- Work to be completed -
Return the lines below that carry the word "React".

- Record list -

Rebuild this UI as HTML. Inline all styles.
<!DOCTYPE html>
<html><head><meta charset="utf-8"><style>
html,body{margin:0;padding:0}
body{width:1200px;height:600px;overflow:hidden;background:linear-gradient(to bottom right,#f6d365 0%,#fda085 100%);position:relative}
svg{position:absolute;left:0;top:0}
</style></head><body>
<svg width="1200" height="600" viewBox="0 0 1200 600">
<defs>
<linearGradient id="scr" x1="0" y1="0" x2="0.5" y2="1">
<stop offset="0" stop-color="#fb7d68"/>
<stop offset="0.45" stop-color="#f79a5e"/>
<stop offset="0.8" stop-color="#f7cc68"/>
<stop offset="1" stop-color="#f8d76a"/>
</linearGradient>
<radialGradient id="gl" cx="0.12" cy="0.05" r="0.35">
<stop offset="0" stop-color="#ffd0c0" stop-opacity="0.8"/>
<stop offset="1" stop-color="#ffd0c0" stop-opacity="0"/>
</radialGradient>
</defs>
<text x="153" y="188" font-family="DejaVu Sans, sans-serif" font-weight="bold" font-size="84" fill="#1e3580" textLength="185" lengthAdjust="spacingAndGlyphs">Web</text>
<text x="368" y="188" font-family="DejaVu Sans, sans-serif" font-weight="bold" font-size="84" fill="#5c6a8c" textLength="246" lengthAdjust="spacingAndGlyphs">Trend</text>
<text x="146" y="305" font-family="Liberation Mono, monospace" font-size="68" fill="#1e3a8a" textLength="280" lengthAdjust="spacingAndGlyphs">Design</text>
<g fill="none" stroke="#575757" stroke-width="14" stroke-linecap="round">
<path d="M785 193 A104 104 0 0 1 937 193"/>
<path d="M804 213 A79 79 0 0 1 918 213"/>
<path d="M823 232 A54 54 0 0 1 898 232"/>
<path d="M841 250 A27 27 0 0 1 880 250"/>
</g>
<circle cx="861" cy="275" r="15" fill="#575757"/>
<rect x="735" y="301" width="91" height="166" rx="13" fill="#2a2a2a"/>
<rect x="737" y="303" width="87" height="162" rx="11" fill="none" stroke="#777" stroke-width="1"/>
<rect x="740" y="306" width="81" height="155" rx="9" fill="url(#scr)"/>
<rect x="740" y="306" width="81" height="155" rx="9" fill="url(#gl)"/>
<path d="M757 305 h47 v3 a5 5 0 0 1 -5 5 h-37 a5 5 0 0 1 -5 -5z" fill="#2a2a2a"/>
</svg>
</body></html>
...
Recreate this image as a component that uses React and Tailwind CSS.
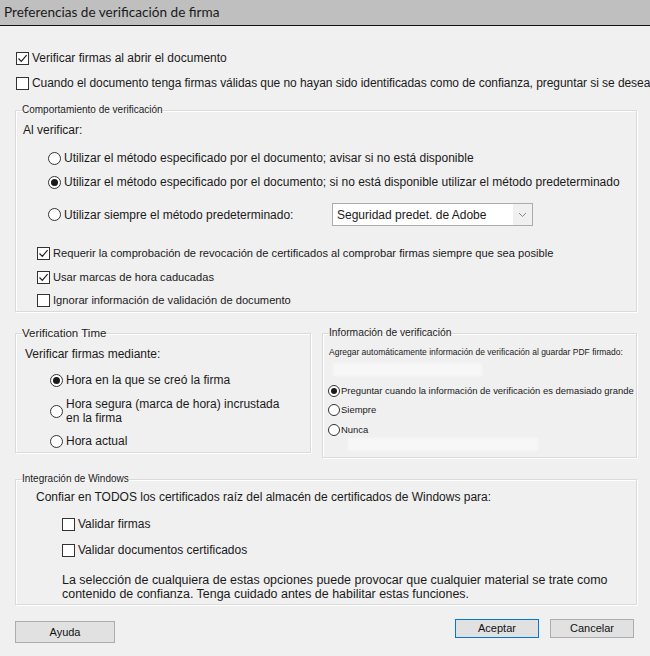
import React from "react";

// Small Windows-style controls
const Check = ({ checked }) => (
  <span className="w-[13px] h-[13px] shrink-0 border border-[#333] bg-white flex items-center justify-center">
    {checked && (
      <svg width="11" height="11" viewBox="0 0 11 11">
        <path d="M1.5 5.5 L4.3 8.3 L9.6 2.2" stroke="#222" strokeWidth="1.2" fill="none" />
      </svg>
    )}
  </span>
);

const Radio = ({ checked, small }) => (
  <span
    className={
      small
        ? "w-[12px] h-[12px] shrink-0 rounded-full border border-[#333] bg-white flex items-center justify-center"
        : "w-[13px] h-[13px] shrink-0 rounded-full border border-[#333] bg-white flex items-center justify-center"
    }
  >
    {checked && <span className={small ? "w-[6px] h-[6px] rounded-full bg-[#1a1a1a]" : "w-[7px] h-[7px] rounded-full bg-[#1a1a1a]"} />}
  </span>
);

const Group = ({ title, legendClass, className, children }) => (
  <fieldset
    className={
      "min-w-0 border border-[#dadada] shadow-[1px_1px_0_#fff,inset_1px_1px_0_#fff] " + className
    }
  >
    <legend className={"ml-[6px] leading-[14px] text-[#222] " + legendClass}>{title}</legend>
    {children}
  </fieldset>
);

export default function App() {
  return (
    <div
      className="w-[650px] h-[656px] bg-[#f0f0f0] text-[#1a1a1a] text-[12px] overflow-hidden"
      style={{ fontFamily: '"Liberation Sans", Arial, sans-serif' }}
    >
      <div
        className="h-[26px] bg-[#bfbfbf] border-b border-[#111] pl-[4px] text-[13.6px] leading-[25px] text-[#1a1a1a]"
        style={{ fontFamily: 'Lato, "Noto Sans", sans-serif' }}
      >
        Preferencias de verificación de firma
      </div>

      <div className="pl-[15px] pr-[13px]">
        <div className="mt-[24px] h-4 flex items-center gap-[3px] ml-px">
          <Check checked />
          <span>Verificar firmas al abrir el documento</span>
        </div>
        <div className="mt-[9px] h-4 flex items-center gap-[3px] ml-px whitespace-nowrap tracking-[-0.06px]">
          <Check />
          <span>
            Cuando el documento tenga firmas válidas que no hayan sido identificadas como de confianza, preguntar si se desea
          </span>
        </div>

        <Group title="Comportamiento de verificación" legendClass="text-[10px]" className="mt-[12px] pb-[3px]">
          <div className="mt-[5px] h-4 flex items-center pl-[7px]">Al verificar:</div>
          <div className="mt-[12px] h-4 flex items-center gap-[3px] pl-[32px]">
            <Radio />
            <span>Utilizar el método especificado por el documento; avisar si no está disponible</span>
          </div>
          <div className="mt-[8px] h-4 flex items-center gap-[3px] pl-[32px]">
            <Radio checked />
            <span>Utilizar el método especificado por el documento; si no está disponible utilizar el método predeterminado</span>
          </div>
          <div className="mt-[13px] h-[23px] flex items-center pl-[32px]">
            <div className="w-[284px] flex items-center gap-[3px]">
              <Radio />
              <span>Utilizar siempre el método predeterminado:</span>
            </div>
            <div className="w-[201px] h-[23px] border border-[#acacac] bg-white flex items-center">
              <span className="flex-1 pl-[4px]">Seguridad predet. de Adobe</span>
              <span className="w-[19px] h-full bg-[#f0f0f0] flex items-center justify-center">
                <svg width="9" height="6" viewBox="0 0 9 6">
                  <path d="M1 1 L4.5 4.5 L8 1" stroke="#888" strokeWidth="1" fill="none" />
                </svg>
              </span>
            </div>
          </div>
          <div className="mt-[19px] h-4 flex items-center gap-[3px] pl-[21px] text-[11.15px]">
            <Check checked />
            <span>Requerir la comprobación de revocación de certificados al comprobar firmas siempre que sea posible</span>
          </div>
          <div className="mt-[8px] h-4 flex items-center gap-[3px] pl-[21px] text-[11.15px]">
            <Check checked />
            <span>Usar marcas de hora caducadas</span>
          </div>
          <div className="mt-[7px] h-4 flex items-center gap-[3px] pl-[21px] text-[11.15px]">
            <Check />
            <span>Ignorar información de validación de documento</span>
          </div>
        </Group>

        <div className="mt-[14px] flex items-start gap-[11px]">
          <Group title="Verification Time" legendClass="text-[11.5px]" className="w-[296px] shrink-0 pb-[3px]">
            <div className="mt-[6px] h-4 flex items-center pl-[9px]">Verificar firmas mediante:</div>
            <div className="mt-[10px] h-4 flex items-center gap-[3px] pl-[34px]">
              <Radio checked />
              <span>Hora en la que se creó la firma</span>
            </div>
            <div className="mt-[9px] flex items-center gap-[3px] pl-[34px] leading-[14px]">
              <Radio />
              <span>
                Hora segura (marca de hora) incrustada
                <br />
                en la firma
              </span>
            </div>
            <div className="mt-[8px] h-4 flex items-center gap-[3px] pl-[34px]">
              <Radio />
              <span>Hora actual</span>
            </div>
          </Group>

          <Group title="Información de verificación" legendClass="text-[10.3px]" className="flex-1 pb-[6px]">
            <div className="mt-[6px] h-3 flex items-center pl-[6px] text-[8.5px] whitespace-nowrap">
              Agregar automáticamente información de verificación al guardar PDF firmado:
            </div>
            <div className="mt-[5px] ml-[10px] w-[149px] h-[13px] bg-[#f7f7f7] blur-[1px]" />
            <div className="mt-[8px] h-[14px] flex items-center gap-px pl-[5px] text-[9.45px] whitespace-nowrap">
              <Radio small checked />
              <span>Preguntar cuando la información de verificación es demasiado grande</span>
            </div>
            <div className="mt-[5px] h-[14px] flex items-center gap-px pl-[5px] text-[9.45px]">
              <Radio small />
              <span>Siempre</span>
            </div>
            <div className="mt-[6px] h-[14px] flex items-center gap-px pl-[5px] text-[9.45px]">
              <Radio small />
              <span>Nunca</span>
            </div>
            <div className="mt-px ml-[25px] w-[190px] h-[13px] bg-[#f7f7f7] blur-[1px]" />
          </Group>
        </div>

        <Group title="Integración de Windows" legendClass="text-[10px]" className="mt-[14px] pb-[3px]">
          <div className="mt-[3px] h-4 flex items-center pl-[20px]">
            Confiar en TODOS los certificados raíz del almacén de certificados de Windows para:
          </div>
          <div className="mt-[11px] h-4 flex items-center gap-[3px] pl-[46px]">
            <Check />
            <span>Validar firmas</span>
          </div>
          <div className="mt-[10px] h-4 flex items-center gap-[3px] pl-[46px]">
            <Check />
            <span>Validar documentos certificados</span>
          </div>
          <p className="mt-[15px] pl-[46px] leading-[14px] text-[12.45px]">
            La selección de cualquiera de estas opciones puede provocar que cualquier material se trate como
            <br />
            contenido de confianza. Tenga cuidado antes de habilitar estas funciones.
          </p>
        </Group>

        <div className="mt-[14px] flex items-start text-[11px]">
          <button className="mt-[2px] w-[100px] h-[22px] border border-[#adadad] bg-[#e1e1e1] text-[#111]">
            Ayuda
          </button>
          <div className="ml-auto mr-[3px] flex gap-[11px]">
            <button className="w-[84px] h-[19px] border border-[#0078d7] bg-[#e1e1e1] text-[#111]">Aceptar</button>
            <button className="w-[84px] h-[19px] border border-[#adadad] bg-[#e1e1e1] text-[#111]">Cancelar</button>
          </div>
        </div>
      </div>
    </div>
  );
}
---
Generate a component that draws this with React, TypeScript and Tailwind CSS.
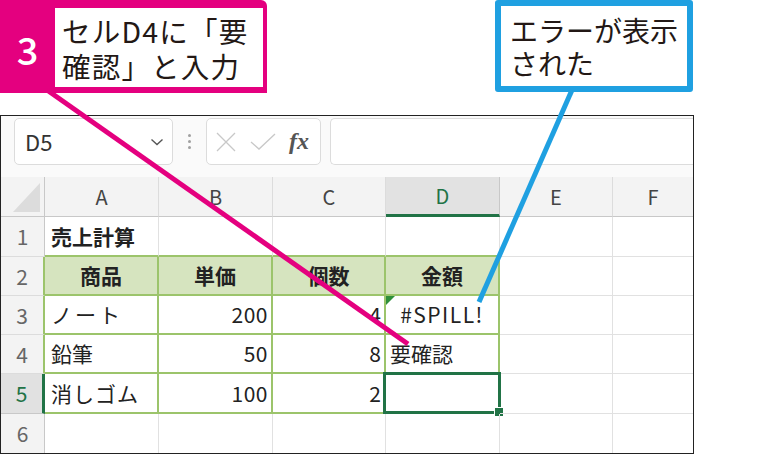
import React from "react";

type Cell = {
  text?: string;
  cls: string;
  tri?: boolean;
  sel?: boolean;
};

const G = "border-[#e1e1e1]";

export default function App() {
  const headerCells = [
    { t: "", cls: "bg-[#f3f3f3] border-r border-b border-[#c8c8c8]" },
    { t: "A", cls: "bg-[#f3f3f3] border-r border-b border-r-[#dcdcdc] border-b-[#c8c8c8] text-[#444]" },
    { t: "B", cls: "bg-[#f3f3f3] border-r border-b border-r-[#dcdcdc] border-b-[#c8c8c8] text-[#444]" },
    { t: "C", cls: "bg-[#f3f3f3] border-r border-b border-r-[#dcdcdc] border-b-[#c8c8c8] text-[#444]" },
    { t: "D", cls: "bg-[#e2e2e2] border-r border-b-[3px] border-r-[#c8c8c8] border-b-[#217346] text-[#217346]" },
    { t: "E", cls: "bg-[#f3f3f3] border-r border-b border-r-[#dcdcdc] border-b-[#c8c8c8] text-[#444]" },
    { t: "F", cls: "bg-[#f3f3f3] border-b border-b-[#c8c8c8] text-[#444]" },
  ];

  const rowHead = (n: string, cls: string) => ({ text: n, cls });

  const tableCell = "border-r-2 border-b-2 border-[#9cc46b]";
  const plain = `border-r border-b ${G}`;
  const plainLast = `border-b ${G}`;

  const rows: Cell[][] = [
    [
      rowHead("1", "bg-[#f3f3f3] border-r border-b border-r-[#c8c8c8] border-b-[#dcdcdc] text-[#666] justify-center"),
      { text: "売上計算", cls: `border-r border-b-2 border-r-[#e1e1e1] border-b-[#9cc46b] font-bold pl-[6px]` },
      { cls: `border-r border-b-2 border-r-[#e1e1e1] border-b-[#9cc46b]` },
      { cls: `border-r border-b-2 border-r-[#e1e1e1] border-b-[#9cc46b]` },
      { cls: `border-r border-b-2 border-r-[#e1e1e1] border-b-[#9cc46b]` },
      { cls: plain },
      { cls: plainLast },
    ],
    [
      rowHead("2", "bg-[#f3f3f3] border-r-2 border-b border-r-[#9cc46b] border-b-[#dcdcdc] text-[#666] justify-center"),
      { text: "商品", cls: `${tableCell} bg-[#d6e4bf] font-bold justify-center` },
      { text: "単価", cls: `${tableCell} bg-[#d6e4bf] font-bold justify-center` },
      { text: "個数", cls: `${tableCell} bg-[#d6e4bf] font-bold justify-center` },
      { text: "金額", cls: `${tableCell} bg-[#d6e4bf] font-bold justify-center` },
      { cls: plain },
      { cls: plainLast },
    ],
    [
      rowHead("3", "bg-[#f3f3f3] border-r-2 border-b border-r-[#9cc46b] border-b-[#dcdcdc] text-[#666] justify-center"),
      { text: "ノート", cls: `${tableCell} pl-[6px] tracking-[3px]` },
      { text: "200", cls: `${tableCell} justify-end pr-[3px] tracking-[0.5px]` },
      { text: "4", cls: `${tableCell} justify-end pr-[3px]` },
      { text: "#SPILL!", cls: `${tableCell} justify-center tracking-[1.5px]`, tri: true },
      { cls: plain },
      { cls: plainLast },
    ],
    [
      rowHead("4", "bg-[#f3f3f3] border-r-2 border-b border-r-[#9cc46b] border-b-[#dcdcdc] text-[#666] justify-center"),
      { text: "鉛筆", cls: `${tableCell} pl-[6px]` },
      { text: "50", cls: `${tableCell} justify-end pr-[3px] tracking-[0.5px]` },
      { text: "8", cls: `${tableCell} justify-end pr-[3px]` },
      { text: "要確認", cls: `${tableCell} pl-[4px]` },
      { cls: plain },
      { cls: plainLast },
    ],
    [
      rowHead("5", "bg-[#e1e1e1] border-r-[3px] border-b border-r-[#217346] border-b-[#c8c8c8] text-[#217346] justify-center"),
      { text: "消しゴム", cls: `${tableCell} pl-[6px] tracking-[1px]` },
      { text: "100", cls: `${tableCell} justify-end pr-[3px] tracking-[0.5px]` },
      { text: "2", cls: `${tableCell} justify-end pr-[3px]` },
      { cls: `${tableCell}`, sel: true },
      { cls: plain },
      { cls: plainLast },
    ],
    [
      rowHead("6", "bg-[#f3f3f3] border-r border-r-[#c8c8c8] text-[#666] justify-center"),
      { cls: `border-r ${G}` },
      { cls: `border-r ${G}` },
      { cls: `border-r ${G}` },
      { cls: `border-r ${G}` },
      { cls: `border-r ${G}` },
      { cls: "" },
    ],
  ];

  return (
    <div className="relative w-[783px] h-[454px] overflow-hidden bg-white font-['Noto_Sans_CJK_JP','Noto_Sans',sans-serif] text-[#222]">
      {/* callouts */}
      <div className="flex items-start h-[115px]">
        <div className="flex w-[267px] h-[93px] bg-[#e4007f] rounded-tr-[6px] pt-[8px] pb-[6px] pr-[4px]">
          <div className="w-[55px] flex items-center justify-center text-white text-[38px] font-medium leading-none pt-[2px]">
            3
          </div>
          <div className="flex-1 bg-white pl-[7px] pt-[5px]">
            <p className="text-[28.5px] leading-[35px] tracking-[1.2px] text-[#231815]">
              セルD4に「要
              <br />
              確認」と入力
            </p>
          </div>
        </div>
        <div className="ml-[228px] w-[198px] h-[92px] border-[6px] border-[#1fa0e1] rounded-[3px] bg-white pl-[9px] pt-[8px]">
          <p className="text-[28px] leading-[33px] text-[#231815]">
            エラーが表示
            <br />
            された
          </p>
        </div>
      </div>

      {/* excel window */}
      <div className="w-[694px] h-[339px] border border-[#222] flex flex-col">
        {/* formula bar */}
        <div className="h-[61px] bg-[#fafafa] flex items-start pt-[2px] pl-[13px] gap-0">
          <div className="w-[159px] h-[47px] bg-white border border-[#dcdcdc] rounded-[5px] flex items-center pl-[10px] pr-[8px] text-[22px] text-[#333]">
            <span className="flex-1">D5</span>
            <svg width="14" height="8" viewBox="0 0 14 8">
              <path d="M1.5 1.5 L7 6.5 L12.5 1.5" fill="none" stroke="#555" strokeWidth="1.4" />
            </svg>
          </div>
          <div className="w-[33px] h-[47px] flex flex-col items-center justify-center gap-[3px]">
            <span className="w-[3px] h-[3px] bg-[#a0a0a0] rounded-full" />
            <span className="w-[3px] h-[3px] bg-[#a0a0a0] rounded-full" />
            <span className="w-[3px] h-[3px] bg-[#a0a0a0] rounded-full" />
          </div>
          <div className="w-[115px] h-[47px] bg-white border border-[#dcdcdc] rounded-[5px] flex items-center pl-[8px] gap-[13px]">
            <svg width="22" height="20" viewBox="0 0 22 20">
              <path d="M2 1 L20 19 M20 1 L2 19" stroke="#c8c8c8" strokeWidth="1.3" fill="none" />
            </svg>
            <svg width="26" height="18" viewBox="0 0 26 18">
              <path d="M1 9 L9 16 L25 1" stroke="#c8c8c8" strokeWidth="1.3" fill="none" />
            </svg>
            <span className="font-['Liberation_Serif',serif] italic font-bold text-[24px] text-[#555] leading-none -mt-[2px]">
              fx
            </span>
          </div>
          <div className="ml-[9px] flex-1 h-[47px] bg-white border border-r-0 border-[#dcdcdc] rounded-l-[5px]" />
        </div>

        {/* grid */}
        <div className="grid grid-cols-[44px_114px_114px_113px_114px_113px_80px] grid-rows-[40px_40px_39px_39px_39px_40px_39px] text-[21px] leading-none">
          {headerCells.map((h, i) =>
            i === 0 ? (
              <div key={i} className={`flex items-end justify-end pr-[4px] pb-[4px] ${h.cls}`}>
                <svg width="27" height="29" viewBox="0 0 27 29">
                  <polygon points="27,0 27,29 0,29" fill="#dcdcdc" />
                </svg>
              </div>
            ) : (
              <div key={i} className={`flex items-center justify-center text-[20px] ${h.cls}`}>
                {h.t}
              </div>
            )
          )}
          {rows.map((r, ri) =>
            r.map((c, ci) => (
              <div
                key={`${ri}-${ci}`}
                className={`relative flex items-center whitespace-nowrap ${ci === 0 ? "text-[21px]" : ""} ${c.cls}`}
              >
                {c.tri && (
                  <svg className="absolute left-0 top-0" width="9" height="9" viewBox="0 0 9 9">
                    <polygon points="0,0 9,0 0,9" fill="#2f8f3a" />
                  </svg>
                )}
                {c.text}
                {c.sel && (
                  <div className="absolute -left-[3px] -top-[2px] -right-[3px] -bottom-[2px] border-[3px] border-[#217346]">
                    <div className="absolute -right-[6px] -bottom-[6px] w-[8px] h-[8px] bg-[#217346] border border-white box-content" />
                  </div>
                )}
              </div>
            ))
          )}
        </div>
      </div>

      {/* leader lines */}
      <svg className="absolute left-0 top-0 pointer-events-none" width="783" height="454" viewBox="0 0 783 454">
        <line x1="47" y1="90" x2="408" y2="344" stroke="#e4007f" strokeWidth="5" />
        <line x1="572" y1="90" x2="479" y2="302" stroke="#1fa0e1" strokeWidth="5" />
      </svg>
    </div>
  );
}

- Expected answer -
Recreate this image as a component that uses React and Tailwind CSS.
import React from "react";
Generate a component that draws this with React, TypeScript and Tailwind CSS.
import React from "react";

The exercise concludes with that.